Stating that the government would deliberate the matter thoroughly before making any announcement, Najib said: “We cannot be hurried in this AP issue because there are many implications that we need to consider as it is in connection with the National Automative Policy”.

From Najib’s guarded response, it would appear that there would be further  delay in the announcement of the  new National Automative Policy, which had already been  postponed  many times.  Overhanging the issue of the new National Automative Policy is the question whether there will be a new Minister for International Trade and Industry after 18 years.

In deciding on the new National Automative Policy, the Cabinet should ensure the incorporation of at least two elements, transparency and protection of the interests of the Malaysian consumers.

Former Prime Minister Tun Dr.
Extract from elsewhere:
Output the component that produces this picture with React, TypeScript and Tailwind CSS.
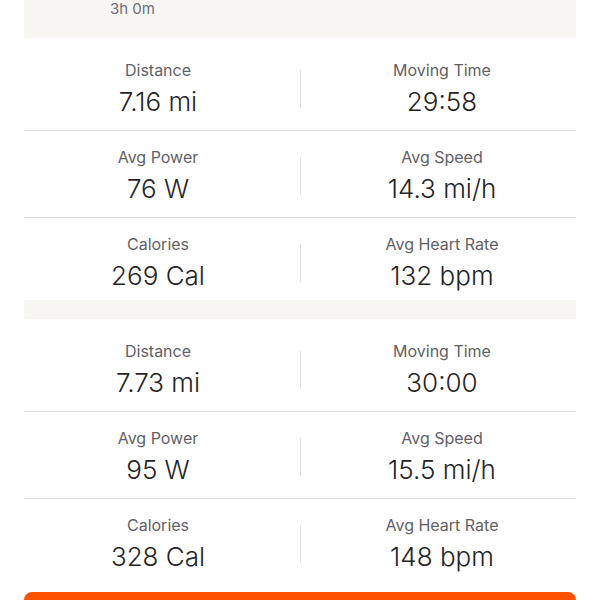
const sections = [
  [
    [
      { label: "Distance", value: "7.16 mi" },
      { label: "Moving Time", value: "29:58" },
    ],
    [
      { label: "Avg Power", value: "76 W" },
      { label: "Avg Speed", value: "14.3 mi/h" },
    ],
    [
      { label: "Calories", value: "269 Cal" },
      { label: "Avg Heart Rate", value: "132 bpm" },
    ],
  ],
  [
    [
      { label: "Distance", value: "7.73 mi" },
      { label: "Moving Time", value: "30:00" },
    ],
    [
      { label: "Avg Power", value: "95 W" },
      { label: "Avg Speed", value: "15.5 mi/h" },
    ],
    [
      { label: "Calories", value: "328 Cal" },
      { label: "Avg Heart Rate", value: "148 bpm" },
    ],
  ],
];

function Stat({ label, value }: { label: string; value: string }) {
  return (
    <div className="flex flex-col items-center">
      <div className="text-[16px] leading-[20px] text-[#5f5f66]">{label}</div>
      <div className="mt-[6px] text-[26px] font-light leading-[32px] text-[#242428]">{value}</div>
    </div>
  );
}

export default function App() {
  return (
    <div
      className="h-[600px] w-[600px] overflow-hidden bg-white"
      style={{ fontFamily: "Inter, 'Noto Sans', sans-serif" }}
    >
      <div className="mx-[24px]">
        <div className="h-[38px] bg-[#f7f6f3] pl-[86px]">
          <div className="text-[15px] leading-[18px] text-[#6d6d78]">3h 0m</div>
        </div>

        {sections.map((rows, si) => (
          <div key={si}>
            {si > 0 && <div className="h-[19px] bg-[#f7f6f3]" />}
            <div className="pt-[6px]">
              {rows.map((pair, ri) => (
                <div
                  key={ri}
                  className={
                    ri < rows.length - 1
                      ? "grid h-[87px] grid-cols-[1fr_16px_1fr] items-start border-b border-[#dfdfe2] pt-[16px]"
                      : "grid h-[82px] grid-cols-[1fr_16px_1fr] items-start pt-[16px]"
                  }
                >
                  <Stat {...pair[0]} />
                  <div className="mt-[10px] flex justify-center">
                    <div className="h-[38px] w-px bg-[#e3e3e6]" />
                  </div>
                  <Stat {...pair[1]} />
                </div>
              ))}
            </div>
          </div>
        ))}

        <div className="mt-[11px] h-[20px] rounded-t-[8px] bg-[#fc5200]" />
      </div>
    </div>
  );
}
Mahathir Mohamad said yesterday that it would be “interesting” to study the APs list for imported cars for 2003 and 2002 because the numbers then were not as big as those given last year and this year.  (Sunday Star)

After the meeting between a  Backbenchers Club (BBC) delegation with  Mahathir over the APs controversy on August 1, the question was raised as to why there was  a  sudden jump of APs issued from 20,000 in 2002 and 2003 to over 60,000 in 2004 and 2005.

Such a simple query should have been easily clarified by a government which believes in accountability and transparency.  Unfortunately, no answer has been forthcoming as  the Ministry of International Trade and Industry has lost compass and focus with the self-imposed “silence” of the Minister for International Trade and Industry, Datuk Paduka Rafidah Aziz  in the past ten days.

There must not only be  transparency, the  new National Automative Policy should also incorporate a  timeline to phase out APs  to abolish  the AP system for car imports so that Malaysian consumers do not have to continue to  pay more for cars  in Malaysia as compared to  other countries after more than two decades of  Proton protection.

Car prices in Malaysia are one of the highest in the world in money terms and even higher in relation to our modest per capita income, as a result of Proton protection.

A Honda City for instance cost over RM80,000 in Malaysia but only about half the price at the RM40,000 price range  in Thailand.

An analyst yesterday gave  the following examples to illustrate how the Malaysian car purchaser is “thoroughly fleeced” as the result of APs protection for Proton:

  • A Toyota Camry goes for A$32,000 (RM92,000). In Malaysia it is RM170,000. 

  • In the US, a top range Mercedes retails for US$50,00 (RM190,000) while in Malaysia it exceeds RM450,000.

  • In the 70s, the car-to-monthly wage multiple (for a recently qualified graduate) was low, at about 10 (10 months’ wages). This crept up to about 15 in the 80s, and is now almost 40 (i.e. 40 months’ wages for the graduate’s first car).

Parliament should have debated the APs controversy when I proposed an emergency debate on the last sitting of the Dewan Rakyat on 7th July but it was rejected by the Speaker, Tan Sri Ramli Ngah as not a matter of urgent public importance.

Events have proved how wrong was Ramli’s decision to reject my motion of urgent definite public importance for 7th July, as the  failure of MPs  to debate the APs controversy in its 12-day meeting from June 20 to July 7 is a  “black-mark” for Parliament and proof that it is not yet ready to become a “First World Parliament”.

Parliament should make amends for its failure to address the APs controversy and establish a Parliamentary Select Committee on International Trade and Industry to give input as well as to  monitor the National Automotive Policy, especially with regard to the two elements of transparency and the time-span for the abolition of APs for imported cars to allow Malaysian consumers to buy cars of comparative price and quality as in other countries.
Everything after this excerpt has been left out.